## AIM OF THE TASK
Everything in the listing except the pictures should be written out exactly.

## DATA BLOCK
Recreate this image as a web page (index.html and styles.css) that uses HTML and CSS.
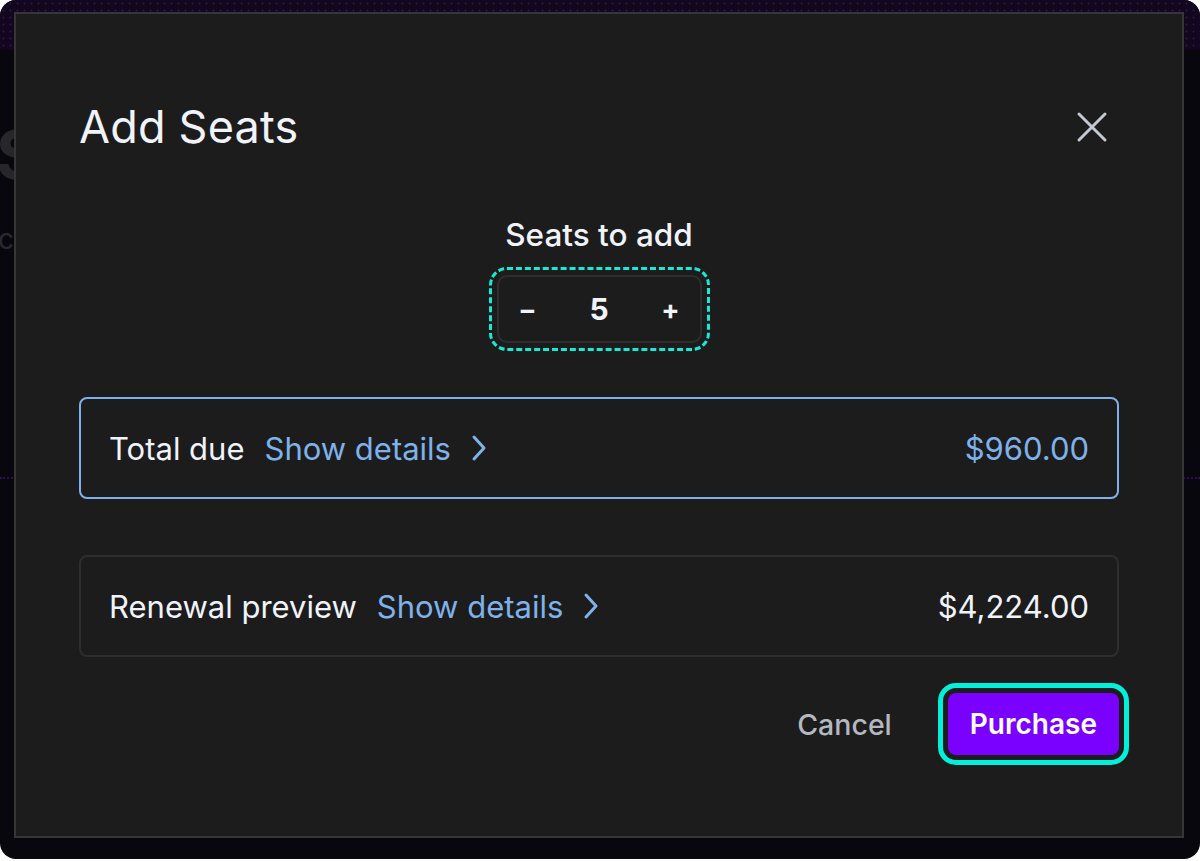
FILE: index.html
```html
<!DOCTYPE html>
<html lang="en">
<head>
  <meta charset="UTF-8">
  <meta name="viewport" content="width=device-width, initial-scale=1.0">
  <title>Add Seats</title>
  <link rel="stylesheet" href="styles.css">
</head>
<body>
  <div class="screen">
    <div class="page">
      <div class="topbar"></div>
      <div class="page-body">
        <h2 class="page-title">Seats</h2>
        <p class="page-sub">contract</p>
      </div>
      <div class="page-divider"></div>
    </div>

    <div class="modal" role="dialog" aria-labelledby="modal-title">
      <div class="modal-header">
        <h1 id="modal-title">Add Seats</h1>
        <button type="button" class="close-btn" aria-label="Close">
          <svg width="32" height="32" viewBox="0 0 32 32"><path d="M3 3 L29 29 M29 3 L3 29" /></svg>
        </button>
      </div>

      <div class="seats">
        <div class="seats-label">Seats to add</div>
        <div class="stepper">
          <button type="button" class="step-btn">−</button>
          <span class="step-value">5</span>
          <button type="button" class="step-btn">+</button>
        </div>
      </div>

      <div class="summary summary-active">
        <span class="summary-label">Total due</span>
        <a class="details-link" href="#">Show details
          <svg width="18" height="28" viewBox="0 0 18 28"><path d="M4 3 L14 14 L4 25" /></svg>
        </a>
        <span class="summary-amount">$960.00</span>
      </div>

      <div class="summary">
        <span class="summary-label">Renewal preview</span>
        <a class="details-link" href="#">Show details
          <svg width="18" height="28" viewBox="0 0 18 28"><path d="M4 3 L14 14 L4 25" /></svg>
        </a>
        <span class="summary-amount">$4,224.00</span>
      </div>

      <div class="modal-footer">
        <button type="button" class="btn-cancel">Cancel</button>
        <button type="button" class="btn-purchase">Purchase</button>
      </div>
    </div>
  </div>
</body>
</html>
```

FILE: styles.css
```css
body {
  margin: 0;
  background-color: #ffffff;
  font-family: Inter, "Noto Sans", sans-serif;
}
button {
  font-family: inherit;
  background: none;
  border: none;
  cursor: pointer;
}
.screen {
  position: relative;
  width: 1200px;
  height: 859px;
  border-radius: 16px;
  overflow: hidden;
  background-color: #08070d;
}

/* page behind the dialog */
.topbar {
  height: 50px;
  background-color: #12071f;
  background-image: radial-gradient(circle, #2a1948 0.8px, transparent 1.2px);
  background-size: 7px 7px;
}
.page-body {
  height: 427px;
  overflow: hidden;
}
.page-title {
  margin: 70px 0 0 -4px;
  font-size: 68px;
  font-weight: 700;
  color: #26262b;
  line-height: 1;
}
.page-sub {
  margin: 34px 0 0 -2px;
  font-size: 28px;
  color: #2a2a30;
}
.page-divider {
  border-top: 2px dotted #2a0f52;
}

/* dialog */
.modal {
  position: absolute;
  left: 14px;
  top: 12px;
  width: 1170px;
  height: 826px;
  box-sizing: border-box;
  border: 2px solid #363636;
  background-color: #1c1c1c;
  padding: 86px 63px 0;
  color: #f0f3fa;
}
.modal-header {
  display: flex;
  align-items: center;
  justify-content: space-between;
  height: 53px;
}
.modal-header h1 {
  margin: 0;
  font-size: 45px;
  font-weight: 400;
  line-height: 53px;
  letter-spacing: 0.2px;
}
.close-btn {
  width: 54px;
  height: 44px;
  padding: 0;
  display: flex;
  align-items: center;
  justify-content: center;
}
.close-btn path {
  stroke: #c4c8d0;
  stroke-width: 3;
  stroke-linecap: round;
  fill: none;
}

.seats {
  display: flex;
  flex-direction: column;
  align-items: center;
  margin-top: 63px;
}
.seats-label {
  font-size: 31.5px;
  font-weight: 500;
  line-height: 38px;
}
.stepper {
  display: flex;
  align-items: center;
  width: 205px;
  height: 68px;
  box-sizing: border-box;
  margin-top: 21px;
  border: 2px solid #2e2e2e;
  border-radius: 10px;
  outline: 3px dashed #19e8d5;
  outline-offset: 5px;
}
.step-btn {
  width: 58px;
  height: 100%;
  color: #f0f3fa;
  font-size: 27px;
  font-weight: 700;
  padding: 0;
}
.step-value {
  flex: 1;
  text-align: center;
  font-size: 30px;
  font-weight: 700;
}

.summary {
  display: flex;
  align-items: center;
  height: 102px;
  box-sizing: border-box;
  margin-top: 56px;
  padding: 0 28px;
  border: 2px solid #2e2e2e;
  border-radius: 8px;
  font-size: 31px;
}
.summary-active {
  margin-top: 54px;
  border-color: #7fb2ea;
}
.details-link {
  display: flex;
  align-items: center;
  margin-left: 20px;
  color: #7fb2ea;
  text-decoration: none;
}
.details-link svg {
  margin-left: 19px;
}
.details-link path {
  stroke: #7fb2ea;
  stroke-width: 3;
  stroke-linecap: round;
  stroke-linejoin: round;
  fill: none;
}
.summary-amount {
  margin-left: auto;
}
.summary-active .summary-amount {
  color: #7fb2ea;
}

.modal-footer {
  display: flex;
  justify-content: flex-end;
  align-items: center;
  gap: 34px;
  margin-top: 36px;
}
.btn-cancel {
  height: 62px;
  padding: 0 22px;
  font-size: 28.5px;
  font-weight: 500;
  color: #b4b8c0;
}
.btn-purchase {
  height: 62px;
  padding: 0 22px;
  border-radius: 8px;
  background-color: #7a00ff;
  color: #ffffff;
  font-size: 28px;
  font-weight: 600;
  outline: 5px solid #00f0da;
  outline-offset: 5px;
}
```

## SOLUTION
Recreate this image as a web page (index.html and styles.css) that uses HTML and CSS.
FILE: index.html
```html
<!DOCTYPE html>
<html lang="en">
<head>
  <meta charset="UTF-8">
  <meta name="viewport" content="width=device-width, initial-scale=1.0">
  <title>Add Seats</title>
  <link rel="stylesheet" href="styles.css">
</head>
<body>
  <div class="screen">
    <div class="page">
      <div class="topbar"></div>
      <div class="page-body">
        <h2 class="page-title">Seats</h2>
        <p class="page-sub">contract</p>
      </div>
      <div class="page-divider"></div>
    </div>

    <div class="modal" role="dialog" aria-labelledby="modal-title">
      <div class="modal-header">
        <h1 id="modal-title">Add Seats</h1>
        <button type="button" class="close-btn" aria-label="Close">
          <svg width="32" height="32" viewBox="0 0 32 32"><path d="M3 3 L29 29 M29 3 L3 29" /></svg>
        </button>
      </div>

      <div class="seats">
        <div class="seats-label">Seats to add</div>
        <div class="stepper">
          <button type="button" class="step-btn">−</button>
          <span class="step-value">5</span>
          <button type="button" class="step-btn">+</button>
        </div>
      </div>

      <div class="summary summary-active">
        <span class="summary-label">Total due</span>
        <a class="details-link" href="#">Show details
          <svg width="18" height="28" viewBox="0 0 18 28"><path d="M4 3 L14 14 L4 25" /></svg>
        </a>
        <span class="summary-amount">$960.00</span>
      </div>

      <div class="summary">
        <span class="summary-label">Renewal preview</span>
        <a class="details-link" href="#">Show details
          <svg width="18" height="28" viewBox="0 0 18 28"><path d="M4 3 L14 14 L4 25" /></svg>
        </a>
        <span class="summary-amount">$4,224.00</span>
      </div>

      <div class="modal-footer">
        <button type="button" class="btn-cancel">Cancel</button>
        <button type="button" class="btn-purchase">Purchase</button>
      </div>
    </div>
  </div>
</body>
</html>
```

FILE: styles.css
```css
body {
  margin: 0;
  background-color: #ffffff;
  font-family: Inter, "Noto Sans", sans-serif;
}
button {
  font-family: inherit;
  background: none;
  border: none;
  cursor: pointer;
}
.screen {
  position: relative;
  width: 1200px;
  height: 859px;
  border-radius: 16px;
  overflow: hidden;
  background-color: #08070d;
}

/* page behind the dialog */
.topbar {
  height: 50px;
  background-color: #12071f;
  background-image: radial-gradient(circle, #2a1948 0.8px, transparent 1.2px);
  background-size: 7px 7px;
}
.page-body {
  height: 427px;
  overflow: hidden;
}
.page-title {
  margin: 70px 0 0 -4px;
  font-size: 68px;
  font-weight: 700;
  color: #26262b;
  line-height: 1;
}
.page-sub {
  margin: 34px 0 0 -2px;
  font-size: 28px;
  color: #2a2a30;
}
.page-divider {
  border-top: 2px dotted #2a0f52;
}

/* dialog */
.modal {
  position: absolute;
  left: 14px;
  top: 12px;
  width: 1170px;
  height: 826px;
  box-sizing: border-box;
  border: 2px solid #363636;
  background-color: #1c1c1c;
  padding: 86px 63px 0;
  color: #f0f3fa;
}
.modal-header {
  display: flex;
  align-items: center;
  justify-content: space-between;
  height: 53px;
}
.modal-header h1 {
  margin: 0;
  font-size: 45px;
  font-weight: 400;
  line-height: 53px;
  letter-spacing: 0.2px;
}
.close-btn {
  width: 54px;
  height: 44px;
  padding: 0;
  display: flex;
  align-items: center;
  justify-content: center;
}
.close-btn path {
  stroke: #c4c8d0;
  stroke-width: 3;
  stroke-linecap: round;
  fill: none;
}

.seats {
  display: flex;
  flex-direction: column;
  align-items: center;
  margin-top: 63px;
}
.seats-label {
  font-size: 31.5px;
  font-weight: 500;
  line-height: 38px;
}
.stepper {
  display: flex;
  align-items: center;
  width: 205px;
  height: 68px;
  box-sizing: border-box;
  margin-top: 21px;
  border: 2px solid #2e2e2e;
  border-radius: 10px;
  outline: 3px dashed #19e8d5;
  outline-offset: 5px;
}
.step-btn {
  width: 58px;
  height: 100%;
  color: #f0f3fa;
  font-size: 27px;
  font-weight: 700;
  padding: 0;
}
.step-value {
  flex: 1;
  text-align: center;
  font-size: 30px;
  font-weight: 700;
}

.summary {
  display: flex;
  align-items: center;
  height: 102px;
  box-sizing: border-box;
  margin-top: 56px;
  padding: 0 28px;
  border: 2px solid #2e2e2e;
  border-radius: 8px;
  font-size: 31px;
}
.summary-active {
  margin-top: 54px;
  border-color: #7fb2ea;
}
.details-link {
  display: flex;
  align-items: center;
  margin-left: 20px;
  color: #7fb2ea;
  text-decoration: none;
}
.details-link svg {
  margin-left: 19px;
}
.details-link path {
  stroke: #7fb2ea;
  stroke-width: 3;
  stroke-linecap: round;
  stroke-linejoin: round;
  fill: none;
}
.summary-amount {
  margin-left: auto;
}
.summary-active .summary-amount {
  color: #7fb2ea;
}

.modal-footer {
  display: flex;
  justify-content: flex-end;
  align-items: center;
  gap: 34px;
  margin-top: 36px;
}
.btn-cancel {
  height: 62px;
  padding: 0 22px;
  font-size: 28.5px;
  font-weight: 500;
  color: #b4b8c0;
}
.btn-purchase {
  height: 62px;
  padding: 0 22px;
  border-radius: 8px;
  background-color: #7a00ff;
  color: #ffffff;
  font-size: 28px;
  font-weight: 600;
  outline: 5px solid #00f0da;
  outline-offset: 5px;
}
```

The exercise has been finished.